Creating a budget can feel overwhelming, especially when you're faced with countless apps, spreadsheets, templates, and financial advice online.
The good news is that budgeting doesn't have to be complicated.
Many people assume they need a detailed financial plan before they can start budgeting. In reality, the most effective budgets often begin with a simple understanding of income, expenses, and what remains after the bills are paid.
The goal isn't to build the perfect budget on day one. The goal is to create a system that helps you understand where your money is going and gives you confidence in your financial decisions.
Start With Your Income
Every budget begins with one simple question: How much money do you expect to bring in this month?
List all regular sources of income, including:
- Paychecks
- Side income
- Freelance work
- Investment income
- Any other recurring income
Focus on realistic numbers rather than best-case scenarios. A budget works best when it reflects your actual financial situation.
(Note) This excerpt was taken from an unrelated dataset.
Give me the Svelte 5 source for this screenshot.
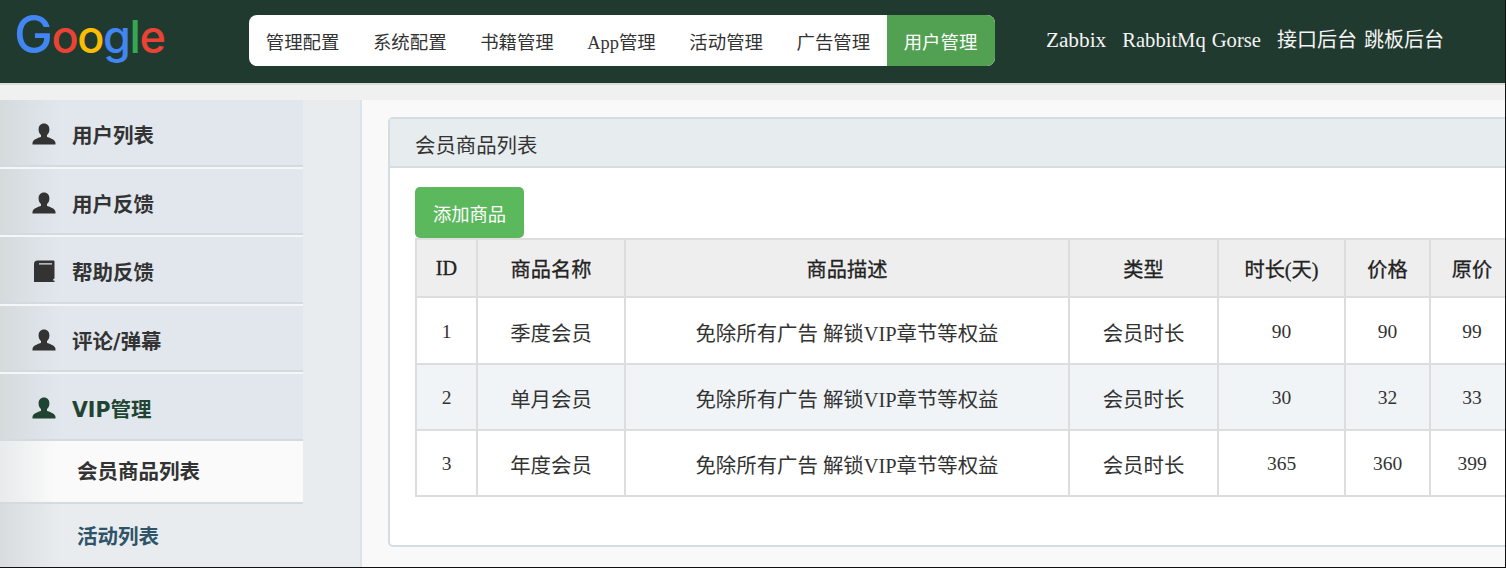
<script>
	const nav = ['管理配置', '系统配置', '书籍管理', 'App管理', '活动管理', '广告管理'];
	const logo = [
		['G', '#4285f4'],
		['o', '#ea4335'],
		['o', '#fbbc05'],
		['g', '#4285f4'],
		['l', '#34a853'],
		['e', '#ea4335']
	];
	const menu = [
		{ name: '用户列表', icon: 'user' },
		{ name: '用户反馈', icon: 'user' },
		{ name: '帮助反馈', icon: 'book' },
		{ name: '评论/弹幕', icon: 'user' },
		{ name: 'VIP管理', icon: 'user', active: true }
	];
	const goods = [
		{ id: 1, name: '季度会员', days: 90, price: 90, old: 99 },
		{ id: 2, name: '单月会员', days: 30, price: 32, old: 33 },
		{ id: 3, name: '年度会员', days: 365, price: 360, old: 399 }
	];
</script>

<div class="page">
	<header class="top">
		<div class="logo">
			{#each logo as [c, color]}
				<span style="color: {color}">{c}</span>
			{/each}
		</div>
		<nav class="nav">
			{#each nav as item}
				<a href="#/">{item}</a>
			{/each}
			<a href="#/" class="on">用户管理</a>
		</nav>
		<div class="links">
			<a href="#/" class="en l1">Zabbix</a>
			<a href="#/" class="en l2">RabbitMq</a>
			<a href="#/" class="en l3">Gorse</a>
			<a href="#/" class="l4">接口后台</a>
			<a href="#/" class="l5">跳板后台</a>
		</div>
	</header>
	<div class="band"></div>

	<div class="body">
		<aside class="side">
			{#each menu as m}
				<div class="item" class:active={m.active}>
					<svg class="ico" viewBox="0 0 24 24" width="24" height="24">
						{#if m.icon === 'user'}
							<path d="M12 1.5c-3.4 0-5.4 2.6-5.4 5.9 0 2.3.9 4.4 2.4 5.700v1.600c-1.800 1.100-7.300 2.300-8.300 5.300-.3 1-.2 2.500-.2 2.500h23c0 0 .1-1.500-.2-2.500-1-3-6.500-4.200-8.300-5.300v-1.600c1.500-1.300 2.400-3.400 2.400-5.700 0-3.300-2-5.900-5.400-5.900z" />
						{:else}
							<path d="M5.500 1.500H21.500q1 0 1 1V19q0 1-1 1l-.8 1.500H22.500V23H2V5q0-3.500 3.500-3.500zM7 4.300v1.200H20V4.300z" fill-rule="evenodd" />
						{/if}
					</svg>
					<span>{m.name}</span>
				</div>
			{/each}
			<div class="sub current">会员商品列表</div>
			<div class="sub link">活动列表</div>
		</aside>

		<main class="main">
			<section class="panel">
				<div class="panel-head">会员商品列表</div>
				<div class="panel-body">
					<button class="add">添加商品</button>
					<table>
						<colgroup>
							<col style="width: 61px" />
							<col style="width: 148px" />
							<col style="width: 444px" />
							<col style="width: 149px" />
							<col style="width: 127px" />
							<col style="width: 85px" />
							<col style="width: 84px" />
						</colgroup>
						<thead>
							<tr>
								<th>ID</th>
								<th>商品名称</th>
								<th>商品描述</th>
								<th>类型</th>
								<th>时长(天)</th>
								<th>价格</th>
								<th>原价</th>
							</tr>
						</thead>
						<tbody>
							{#each goods as g}
								<tr>
									<td class="num">{g.id}</td>
									<td>{g.name}</td>
									<td>免除所有广告 解锁VIP章节等权益</td>
									<td>会员时长</td>
									<td class="num">{g.days}</td>
									<td class="num">{g.price}</td>
									<td class="num">{g.old}</td>
								</tr>
							{/each}
						</tbody>
					</table>
				</div>
			</section>
		</main>
	</div>
</div>

<style>
	:global(body) {
		margin: 0;
		overflow: hidden;
	}

	.page {
		width: 1506px;
		height: 568px;
		box-sizing: border-box;
		overflow: hidden;
		border-bottom: 1px solid #111;
		border-right: 1px solid #111;
		font-family: 'Liberation Serif', 'Noto Sans CJK SC', serif;
		background: #f9f9f9;
	}

	.top {
		height: 83px;
		background: #213a30;
		display: flex;
		align-items: flex-start;
	}

	.logo {
		width: 249px;
		padding: 0 0 0 14px;
		box-sizing: border-box;
		font-family: Inter, sans-serif;
		font-size: 45px;
		font-weight: 500;
		line-height: 70px;
		letter-spacing: -1.4px;
	}

	.logo span:first-child {
		font-size: 52px;
	}

	.nav {
		margin-top: 15px;
		height: 51px;
		display: flex;
		background: #fff;
		border-radius: 8px;
		overflow: hidden;
	}

	.nav a {
		padding: 0 16.8px;
		font-size: 18.4px;
		line-height: 56px;
		color: #333;
		text-decoration: none;
	}

	.nav a.on {
		padding-right: 17.6px;
		background: #52a052;
		color: #fff;
	}

	.links {
		margin: 25px 0 0 51px;
		display: flex;
	}

	.links a {
		color: #f4f4f4;
		font-size: 20px;
		line-height: 30px;
		text-decoration: none;
		white-space: nowrap;
	}

	.links a.en {
		font-size: 20.6px;
	}

	.links a.l1 {
		font-size: 21.3px;
	}

	.links a.l2 { margin-left: 16px; }
	.links a.l3 { margin-left: 6px; }
	.links a.l4 { margin-left: 16px; }
	.links a.l5 { margin-left: 7px; }

	.band {
		height: 15px;
		border-top: 2px solid #dcdcdc;
		background: #f0f0f0;
	}

	.body {
		display: flex;
		height: 467px;
	}

	.side {
		width: 362px;
		flex: none;
		box-sizing: border-box;
		background: #e8ecef;
		border-right: 2px solid #dde3e7;
	}

	.item {
		width: 303px;
		height: 66.5px;
		margin-bottom: 2px;
		box-sizing: border-box;
		padding: 4px 0 0 32px;
		border-bottom: 2px solid #d3dbe0;
		background: linear-gradient(to right, #d5dadd, #e2e7ee 60px);
		display: flex;
		align-items: center;
		gap: 16px;
		color: #333;
		font-family: 'DejaVu Sans', 'Noto Sans CJK SC', sans-serif;
		font-size: 20.5px;
		font-weight: 700;
		box-shadow: 0 2px 0 #f4f6f7;
	}

	.item .ico {
		fill: #333;
	}

	.item.active {
		color: #214432;
		margin-bottom: 0;
		box-shadow: none;
	}

	.item.active .ico {
		fill: #214432;
	}

	.sub {
		width: 303px;
		box-sizing: border-box;
		padding-left: 77px;
		font-family: 'DejaVu Sans', 'Noto Sans CJK SC', sans-serif;
		font-size: 20.5px;
		font-weight: 700;
	}

	.current {
		height: 63px;
		line-height: 63px;
		color: #333;
		border-bottom: 2px solid #d3dbe0;
		background: linear-gradient(to right, #e8eaeb, #fafafa 55px);
	}

	.link {
		height: 66px;
		line-height: 67px;
		color: #2f5468;
		background: linear-gradient(to right, #d8dcdf, #e8ecef 60px);
	}

	.main {
		flex: 1;
		min-width: 0;
		padding: 17px 0 0 26px;
	}

	.panel {
		width: 1200px;
		height: 430px;
		box-sizing: border-box;
		border: 2px solid #d3dde2;
		border-radius: 5px;
		background: #fff;
	}

	.panel-head {
		height: 49px;
		box-sizing: border-box;
		border-bottom: 2px solid #d3dde2;
		background: #e7ecef;
		padding-left: 25px;
		font-size: 20.4px;
		line-height: 55px;
		color: #333;
	}

	.panel-body {
		padding: 19px 0 0 25px;
	}

	.add {
		display: block;
		width: 109px;
		height: 51px;
		border: none;
		border-radius: 5px;
		padding: 0;
		background: #5cb85c;
		color: #fff;
		font-family: inherit;
		font-size: 18.3px;
	}

	table {
		table-layout: fixed;
		width: 1098px;
		border-collapse: collapse;
		color: #333;
		text-align: center;
	}

	th, td {
		border: 2px solid #ddd;
		padding: 0;
	}

	th {
		height: 55px;
		padding-top: 1px;
		background: #eee;
		font-size: 20.2px;
		font-weight: 400;
		color: #222;
		-webkit-text-stroke: 0.3px #222;
	}

	td {
		height: 62px;
		padding-top: 2px;
		font-size: 20.4px;
	}

	td.num {
		font-size: 19.5px;
	}

	tbody tr:first-child td {
		height: 63px;
	}

	tbody tr:nth-child(2) td {
		background: #f0f4f7;
	}
</style>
Once you know how much money is coming in, you have a starting point for every financial decision that follows.
List Your Fixed Expenses
Next, identify expenses that occur regularly and are generally the same amount each month.
Examples include:
- Rent or mortgage
- Car payments
- Insurance
- Cell phone service
- Internet
- Subscription services
- Loan payments
These expenses are often the easiest to identify because they are predictable. Understanding your fixed expenses gives you a clear picture of how much of your income is already committed before the month begins.
Estimate Variable Expenses
Not every expense is predictable. Groceries, gas, dining out, entertainment, household purchases, and other day-to-day spending can vary from month to month.
Many people get discouraged because they try to estimate these categories perfectly. Instead, start with reasonable estimates based on your recent spending habits.
Remember, your first budget is simply a starting point. You can always adjust it later.
Calculate What's Left
Once you've listed your income and expenses, subtract your total expenses from your total income.
The remaining amount represents money that can be used for:
- Savings
- Debt reduction
- Emergency funds
- Investments
- Future financial goals
If your expenses are greater than your income, don't panic. Identifying the problem is the first step toward solving it.
A budget is not a report card. It's a tool designed to help you make informed decisions.
A Simple Budget Example
Imagine your monthly income is $4,000.
| Category | Amount |
|---|---|
| Rent | $1,500 |
| Utilities | $200 |
| Car Payment | $350 |
| Insurance | $150 |
| Groceries | $500 |
| Gas | $200 |
| Entertainment | $200 |
| Total Expenses | $3,100 |
In this example, approximately $900 remains after expenses. That remaining money could be directed toward savings, debt reduction, investments, or other financial goals.
The purpose of a budget isn't to restrict your spending. It's to help you decide where your money should go before it's spent.
Track One Month and Learn
One of the biggest budgeting mistakes is assuming the first version will be accurate. Life doesn't always follow a spreadsheet.
After one month, review your budget and ask:
- Which expenses were higher than expected?
- Which expenses did you forget to include?
- Were there recurring bills you overlooked?
- Did your spending habits match your estimates?
The answers will help you improve your budget moving forward. Think of your first budget as Version 1.0. Its purpose isn't to be perfect. Its purpose is to give you a starting point.
Your Budget Will Change as Your Life Changes
Many people believe they need to create the perfect budget before they begin. The reality is that most budgets evolve over time.
A person's first budget may be nothing more than a list of monthly income, bills, and a simple calculation showing how much money remains after expenses.
As life changes, budgets often become more detailed.
You may eventually decide to track:
- Emergency savings
- Retirement contributions
- Debt payoff goals
- Multiple bank accounts
- Credit card payments
- Annual expenses
- Vacation savings
- Long-term financial goals
None of those things are required to start.
Many successful budgeters spend years refining systems that work for their specific situations. What works well for one person may not work well for another, which is why budgeting is often a process of trial and error.
Think of your budget as a living document rather than a finished product. Your financial priorities will change over time, and your budget should be flexible enough to change with them.
Make Small Adjustments
The most effective budgets are rarely created all at once. Instead of trying to build a perfect system immediately, focus on making small improvements.
Maybe you discover that your grocery budget needs to be higher. Maybe you realize you're spending more on subscriptions than expected. Maybe you decide to create a separate savings category.
Small adjustments made consistently can have a significant impact over time.
The Best Budget Is the One You'll Use
There is no single budgeting method that works for everyone. Some people prefer spreadsheets. Others use budgeting apps. Some track every dollar while others focus only on major expenses.
What matters most is consistency.
A simple budget that you review regularly is far more valuable than a complex budget that gets abandoned after a few weeks.
Don't worry about creating the perfect budget. Create a budget that works for you today, learn from it, and improve it over time. That's how most successful budgets are built.